IterDictIndexer can be configured to record fields by setting the fields=True kwarg to the constructor. For instance, if we have two different fields to a document:

docs = [ {'docno' : 'd1', 'title': 'This is the title', 'text' : 'This is the main document']
indexref = pt.IterDictIndexer("./index_fields", text_attrs=['text', 'title'], fields=True).index(docs)
index = pt.IndexFactory.of(indexref)
print(index.getCollectionStatistics().getNumberOfFields()) # will print 2
# make a BM25F retriever, places twice as much weight on the title as the main body
bm25 = pt.terrier.Retriever(index, wmodel='BM25F', controls={'w.0' = 1, 'w.1' = 2, 'c.0' = 0.75, 'c.1' = 0.5})
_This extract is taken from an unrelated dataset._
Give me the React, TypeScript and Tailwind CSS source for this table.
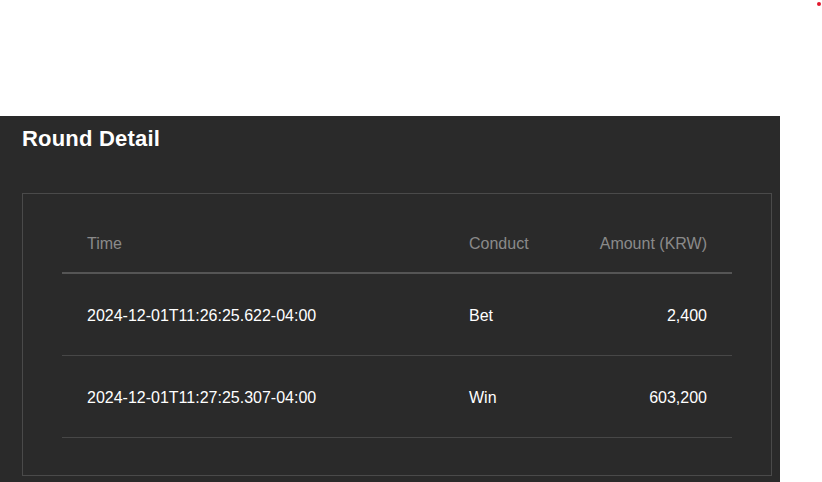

See the Terrier indexing documentation on fields for more information.

NB: Since PyTerrier 0.13, IterDictIndexer no longer records fields by default. This speeds up indexing and retrieval when field-based models such as BM25F are not required.

Changing the tags parsed by TREC Collection

Use the relevant properties listed in the Terrier indexing documentation.

MetaIndex configuration

Metadata refers to the arbitrary strings associated to each document recorded in a Terrier index. These can range from the “docno” attribute of each document, as used to support experimentation, to other attributes such as the URL of the documents, or even the raw text of the document. Indeed, storing the raw text of each document is a trick often used when applying additional re-rankers such as BERT (see pyterrier_bert for more information on integrating PyTerrier with BERT-based re-rankers). Indexers now expose meta and meta_tags constructor kwarg to make this easier.

Reverse MetaIndex configuration

On occasion, there is a need to lookup up documents in a Terrier index based on their metadata, e.g. “docno”. The meta_reverse constructor kwarg allows meta keys that support reverse lookup to be specified.